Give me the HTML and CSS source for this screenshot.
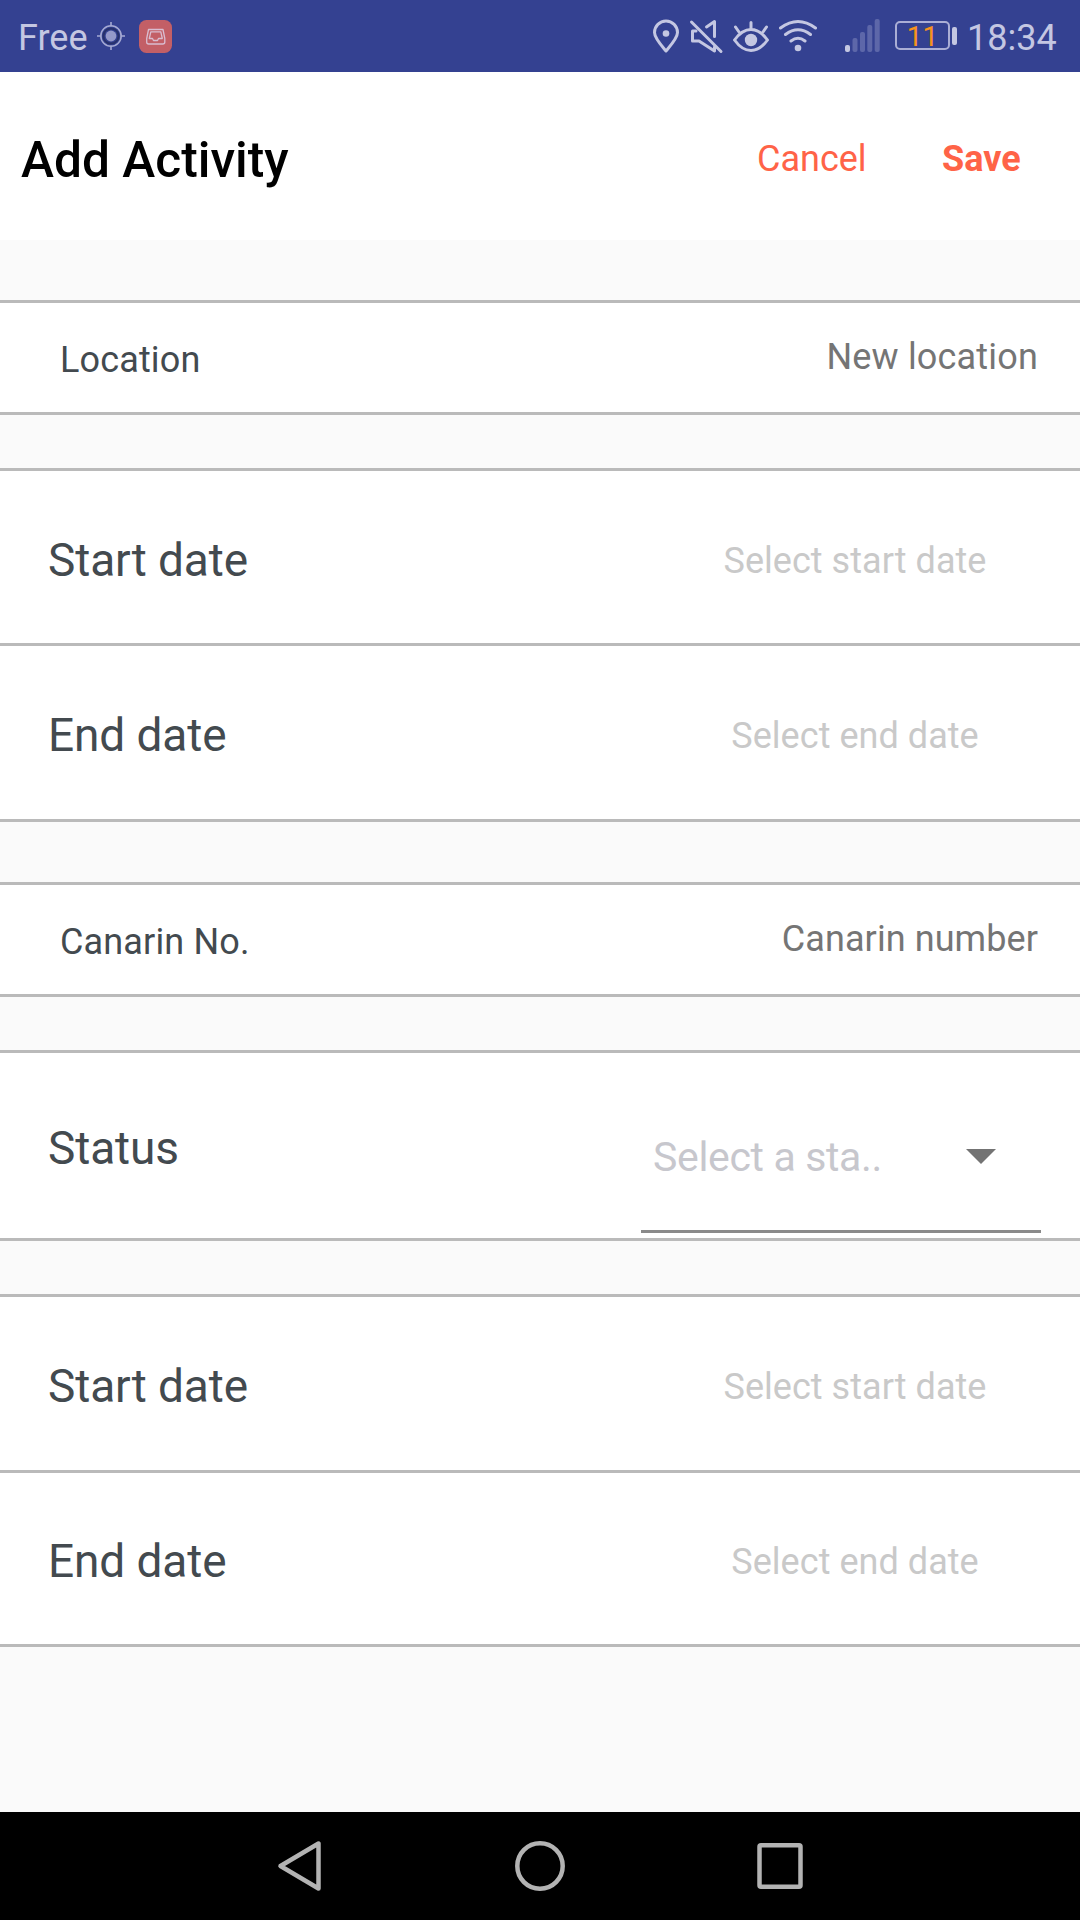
FILE: index.html
```html
<!DOCTYPE html>
<html lang="en">
<head>
<meta charset="utf-8">
<title>Add Activity</title>
<link rel="stylesheet" href="styles.css">
</head>
<body>
<div class="status-bar">
  <div class="status-left">
    <span class="carrier">Free</span>
    <svg class="gps" width="28" height="28" viewBox="0 0 28 28" fill="none" stroke="#a4a9d3" stroke-width="1.6"><circle cx="14" cy="14" r="10.2"/><circle cx="14" cy="14" r="7.6" stroke="#27316b" stroke-width="2"/><circle cx="14" cy="14" r="5.4" fill="#9499c9" stroke="none"/><path d="M14 0v4.5M14 23.500v4.500M0 14h4.500M23.500 14h4.500"/></svg>
    <svg class="inbox" width="33" height="33" viewBox="0 0 33 33" fill="none"><rect width="33" height="33" rx="7.500" fill="#c35f66"/><g stroke="#d9bdd0" stroke-width="1.300" stroke-linejoin="round"><path d="M9.500 9.500h14.500l1.800 9v3.500q0 2-2 2H9.700q-2 0-2-2v-3.500z"/><path d="M10.300 18.500l1.500-6.700h10l1.500 6.700h-3.800l-1 2h-4l-1-2z"/></g></svg>
  </div>
  <div class="status-right">
    <svg class="icons" width="180" height="40" viewBox="0 0 180 40" fill="none" stroke="#c4c7e2" stroke-width="3" stroke-linecap="round" stroke-linejoin="round">
      <path d="M14 35C9 29 2.500 22 2.500 16.500a11.500 11.500 0 0 1 23 0C25.500 22 19 29 14 35z"/><circle cx="14" cy="17.500" r="3.300" fill="#c4c7e2" stroke="none"/>
      <path d="M39.500 6 69 35.500M54.500 11 62.500 5.500v15M44 15h-3.500v10H47L62.500 35v-4"/>
      <path d="M82.500 24Q90 13.500 99 13.500T115.500 24Q108 34.500 99 34.500T82.500 24zM99 6.500v6M83.500 11l3.500 5M114.500 11l-3.500 5"/><circle cx="99" cy="24" r="6.200" fill="#c4c7e2" stroke="none"/>
      <path d="M128.500 12Q146 -1 163.500 12M133.500 18.500Q146 9 158.500 18.500M139 25Q146 19.500 153 25"/><circle cx="146" cy="32" r="3.300" fill="#c4c7e2" stroke="none"/>
    </svg>
    <svg class="signal" width="35" height="34" viewBox="0 0 35 34" fill="#5d67a9"><rect y="26" width="5" height="7" rx="2" fill="#c4c7e2"/><rect x="7.500" y="19" width="5" height="14" rx="2"/><rect x="15" y="13" width="5" height="20" rx="2"/><rect x="22.300" y="6" width="5" height="27" rx="2"/><rect x="29.700" y="0" width="5" height="33" rx="2"/></svg>
    <div class="battery"><span class="cell">11</span><span class="cap"></span></div>
    <span class="clock">18:34</span>
  </div>
</div>
<header class="header">
  <h1 class="title">Add Activity</h1>
  <span class="cancel">Cancel</span>
  <span class="save">Save</span>
</header>
<main class="form">
  <section class="group"><div class="row small"><span class="label">Location</span><span class="value">New location</span></div></section>
  <section class="group"><div class="row"><span class="label">Start date</span><span class="hint">Select start date</span></div><div class="row tall"><span class="label">End date</span><span class="hint">Select end date</span></div></section>
  <section class="group wide"><div class="row small"><span class="label">Canarin No.</span><span class="value number">Canarin number</span></div></section>
  <section class="group"><div class="row status"><span class="label">Status</span><div class="picker"><span class="choice">Select a sta..</span><svg width="30" height="15" viewBox="0 0 30 15"><path d="M0 0h30L15 15z" fill="#737373"/></svg></div></div></section>
  <section class="group last"><div class="row"><span class="label">Start date</span><span class="hint">Select start date</span></div><div class="row"><span class="label">End date</span><span class="hint">Select end date</span></div></section>
</main>
<nav class="nav">
  <svg width="528" height="54" viewBox="0 0 528 54" fill="none" stroke="#b3b3b3" stroke-width="4.500" stroke-linejoin="round"><path d="M42.500 4.500v45L4.500 27z"/><circle cx="264" cy="27" r="22.700"/><rect x="483.500" y="6.300" width="41" height="41.500" rx="1.500"/></svg>
</nav>
</body>
</html>
```
FILE: styles.css
```css
* { box-sizing: border-box; }
body {
  margin: 0;
  width: 1080px;
  height: 1920px;
  display: flex;
  flex-direction: column;
  overflow: hidden;
  background: #fafafa;
  font-family: Roboto, sans-serif;
  font-size: 36px;
  line-height: 42px;
  white-space: nowrap;
}
svg { display: block; flex: none; }
.status-bar {
  height: 72px;
  flex: none;
  display: flex;
  justify-content: space-between;
  padding: 0 23px 0 18px;
  background: #344191;
  color: #c4c7e2;
}
.status-left, .status-right { display: flex; align-items: flex-start; }
.carrier { margin-top: 17px; width: 79px; }
.gps { margin-top: 22px; }
.inbox { margin: 20px 0 0 14px; }
.icons { margin-top: 16px; }
.signal { margin: 19px 0 0 13px; }
.battery { display: flex; align-items: center; margin: 21px 0 0 15px; }
.cell {
  width: 55px;
  height: 29px;
  border: 2px solid #aaaed5;
  border-radius: 5px;
  color: #f7931e;
  font-size: 28px;
  line-height: 27px;
  text-align: center;
}
.cap { width: 5px; height: 18px; margin-left: 2px; border-radius: 2px; background: #c4c7e2; }
.clock { margin: 17px 0 0 10px; width: 90px; }
.header {
  height: 168px;
  flex: none;
  display: flex;
  align-items: flex-start;
  padding-left: 21px;
  background: #fff;
  color: #ff6347;
}
.title { margin: 58px 0 0; width: 736px; color: #000; font-size: 49.700px; line-height: 60px; font-weight: 500; }
.cancel { margin-top: 66px; width: 185px; }
.save { margin-top: 66px; font-weight: 700; }
.form { flex: 1; display: flex; flex-direction: column; gap: 53px; padding-top: 60px; }
.group { background: #fff; border-top: 3px solid #bababa; }
.wide { margin-top: 7px; }
.row {
  height: 175px;
  display: flex;
  align-items: center;
  justify-content: space-between;
  padding: 6px 0 0 48px;
  border-bottom: 3px solid #bababa;
}
.tall { height: 176px; padding-top: 4px; }
.last .row { height: 176px; padding-top: 5px; }
.last .row + .row { height: 174px; }
.label { color: #434a4f; font-size: 46px; line-height: 54px; letter-spacing: -0.1px; }
.hint { width: 450px; padding-top: 2px; text-align: center; color: #c9c9c9; letter-spacing: 0.04px; }
.small { height: 112px; padding: 0 42px 0 60px; align-items: flex-start; }
.small .label { margin-top: 36px; font-size: 36px; line-height: 42px; letter-spacing: 0.15px; }
.value { margin-top: 33px; color: #757575; letter-spacing: 0.18px; }
.number { letter-spacing: 0.08px; }
.status { height: 188px; padding-top: 4px; padding-right: 39px; }
.picker {
  align-self: flex-start;
  width: 400px;
  height: 176px;
  display: flex;
  align-items: flex-start;
  justify-content: space-between;
  padding: 75px 45px 0 12px;
  border-bottom: 3px solid #8a8a8a;
}
.choice { color: #c7c7cd; font-size: 41px; line-height: 50px; letter-spacing: -0.35px; }
.picker svg { margin-top: 17px; }
.nav { height: 108px; flex: none; display: flex; align-items: center; justify-content: center; background: #000; }
```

──────

▶ [Set task]: Write out every line above exactly as it is, leaving out the pictures.

▶ [Response]:
Give me the HTML and CSS source for this screenshot.
FILE: index.html
```html
<!DOCTYPE html>
<html lang="en">
<head>
<meta charset="utf-8">
<title>Add Activity</title>
<link rel="stylesheet" href="styles.css">
</head>
<body>
<div class="status-bar">
  <div class="status-left">
    <span class="carrier">Free</span>
    <svg class="gps" width="28" height="28" viewBox="0 0 28 28" fill="none" stroke="#a4a9d3" stroke-width="1.6"><circle cx="14" cy="14" r="10.2"/><circle cx="14" cy="14" r="7.6" stroke="#27316b" stroke-width="2"/><circle cx="14" cy="14" r="5.4" fill="#9499c9" stroke="none"/><path d="M14 0v4.5M14 23.500v4.500M0 14h4.500M23.500 14h4.500"/></svg>
    <svg class="inbox" width="33" height="33" viewBox="0 0 33 33" fill="none"><rect width="33" height="33" rx="7.500" fill="#c35f66"/><g stroke="#d9bdd0" stroke-width="1.300" stroke-linejoin="round"><path d="M9.500 9.500h14.500l1.800 9v3.500q0 2-2 2H9.700q-2 0-2-2v-3.500z"/><path d="M10.300 18.500l1.500-6.700h10l1.500 6.700h-3.800l-1 2h-4l-1-2z"/></g></svg>
  </div>
  <div class="status-right">
    <svg class="icons" width="180" height="40" viewBox="0 0 180 40" fill="none" stroke="#c4c7e2" stroke-width="3" stroke-linecap="round" stroke-linejoin="round">
      <path d="M14 35C9 29 2.500 22 2.500 16.500a11.500 11.500 0 0 1 23 0C25.500 22 19 29 14 35z"/><circle cx="14" cy="17.500" r="3.300" fill="#c4c7e2" stroke="none"/>
      <path d="M39.500 6 69 35.500M54.500 11 62.500 5.500v15M44 15h-3.500v10H47L62.500 35v-4"/>
      <path d="M82.500 24Q90 13.500 99 13.500T115.500 24Q108 34.500 99 34.500T82.500 24zM99 6.500v6M83.500 11l3.500 5M114.500 11l-3.500 5"/><circle cx="99" cy="24" r="6.200" fill="#c4c7e2" stroke="none"/>
      <path d="M128.500 12Q146 -1 163.500 12M133.500 18.500Q146 9 158.500 18.500M139 25Q146 19.500 153 25"/><circle cx="146" cy="32" r="3.300" fill="#c4c7e2" stroke="none"/>
    </svg>
    <svg class="signal" width="35" height="34" viewBox="0 0 35 34" fill="#5d67a9"><rect y="26" width="5" height="7" rx="2" fill="#c4c7e2"/><rect x="7.500" y="19" width="5" height="14" rx="2"/><rect x="15" y="13" width="5" height="20" rx="2"/><rect x="22.300" y="6" width="5" height="27" rx="2"/><rect x="29.700" y="0" width="5" height="33" rx="2"/></svg>
    <div class="battery"><span class="cell">11</span><span class="cap"></span></div>
    <span class="clock">18:34</span>
  </div>
</div>
<header class="header">
  <h1 class="title">Add Activity</h1>
  <span class="cancel">Cancel</span>
  <span class="save">Save</span>
</header>
<main class="form">
  <section class="group"><div class="row small"><span class="label">Location</span><span class="value">New location</span></div></section>
  <section class="group"><div class="row"><span class="label">Start date</span><span class="hint">Select start date</span></div><div class="row tall"><span class="label">End date</span><span class="hint">Select end date</span></div></section>
  <section class="group wide"><div class="row small"><span class="label">Canarin No.</span><span class="value number">Canarin number</span></div></section>
  <section class="group"><div class="row status"><span class="label">Status</span><div class="picker"><span class="choice">Select a sta..</span><svg width="30" height="15" viewBox="0 0 30 15"><path d="M0 0h30L15 15z" fill="#737373"/></svg></div></div></section>
  <section class="group last"><div class="row"><span class="label">Start date</span><span class="hint">Select start date</span></div><div class="row"><span class="label">End date</span><span class="hint">Select end date</span></div></section>
</main>
<nav class="nav">
  <svg width="528" height="54" viewBox="0 0 528 54" fill="none" stroke="#b3b3b3" stroke-width="4.500" stroke-linejoin="round"><path d="M42.500 4.500v45L4.500 27z"/><circle cx="264" cy="27" r="22.700"/><rect x="483.500" y="6.300" width="41" height="41.500" rx="1.500"/></svg>
</nav>
</body>
</html>
```
FILE: styles.css
```css
* { box-sizing: border-box; }
body {
  margin: 0;
  width: 1080px;
  height: 1920px;
  display: flex;
  flex-direction: column;
  overflow: hidden;
  background: #fafafa;
  font-family: Roboto, sans-serif;
  font-size: 36px;
  line-height: 42px;
  white-space: nowrap;
}
svg { display: block; flex: none; }
.status-bar {
  height: 72px;
  flex: none;
  display: flex;
  justify-content: space-between;
  padding: 0 23px 0 18px;
  background: #344191;
  color: #c4c7e2;
}
.status-left, .status-right { display: flex; align-items: flex-start; }
.carrier { margin-top: 17px; width: 79px; }
.gps { margin-top: 22px; }
.inbox { margin: 20px 0 0 14px; }
.icons { margin-top: 16px; }
.signal { margin: 19px 0 0 13px; }
.battery { display: flex; align-items: center; margin: 21px 0 0 15px; }
.cell {
  width: 55px;
  height: 29px;
  border: 2px solid #aaaed5;
  border-radius: 5px;
  color: #f7931e;
  font-size: 28px;
  line-height: 27px;
  text-align: center;
}
.cap { width: 5px; height: 18px; margin-left: 2px; border-radius: 2px; background: #c4c7e2; }
.clock { margin: 17px 0 0 10px; width: 90px; }
.header {
  height: 168px;
  flex: none;
  display: flex;
  align-items: flex-start;
  padding-left: 21px;
  background: #fff;
  color: #ff6347;
}
.title { margin: 58px 0 0; width: 736px; color: #000; font-size: 49.700px; line-height: 60px; font-weight: 500; }
.cancel { margin-top: 66px; width: 185px; }
.save { margin-top: 66px; font-weight: 700; }
.form { flex: 1; display: flex; flex-direction: column; gap: 53px; padding-top: 60px; }
.group { background: #fff; border-top: 3px solid #bababa; }
.wide { margin-top: 7px; }
.row {
  height: 175px;
  display: flex;
  align-items: center;
  justify-content: space-between;
  padding: 6px 0 0 48px;
  border-bottom: 3px solid #bababa;
}
.tall { height: 176px; padding-top: 4px; }
.last .row { height: 176px; padding-top: 5px; }
.last .row + .row { height: 174px; }
.label { color: #434a4f; font-size: 46px; line-height: 54px; letter-spacing: -0.1px; }
.hint { width: 450px; padding-top: 2px; text-align: center; color: #c9c9c9; letter-spacing: 0.04px; }
.small { height: 112px; padding: 0 42px 0 60px; align-items: flex-start; }
.small .label { margin-top: 36px; font-size: 36px; line-height: 42px; letter-spacing: 0.15px; }
.value { margin-top: 33px; color: #757575; letter-spacing: 0.18px; }
.number { letter-spacing: 0.08px; }
.status { height: 188px; padding-top: 4px; padding-right: 39px; }
.picker {
  align-self: flex-start;
  width: 400px;
  height: 176px;
  display: flex;
  align-items: flex-start;
  justify-content: space-between;
  padding: 75px 45px 0 12px;
  border-bottom: 3px solid #8a8a8a;
}
.choice { color: #c7c7cd; font-size: 41px; line-height: 50px; letter-spacing: -0.35px; }
.picker svg { margin-top: 17px; }
.nav { height: 108px; flex: none; display: flex; align-items: center; justify-content: center; background: #000; }
```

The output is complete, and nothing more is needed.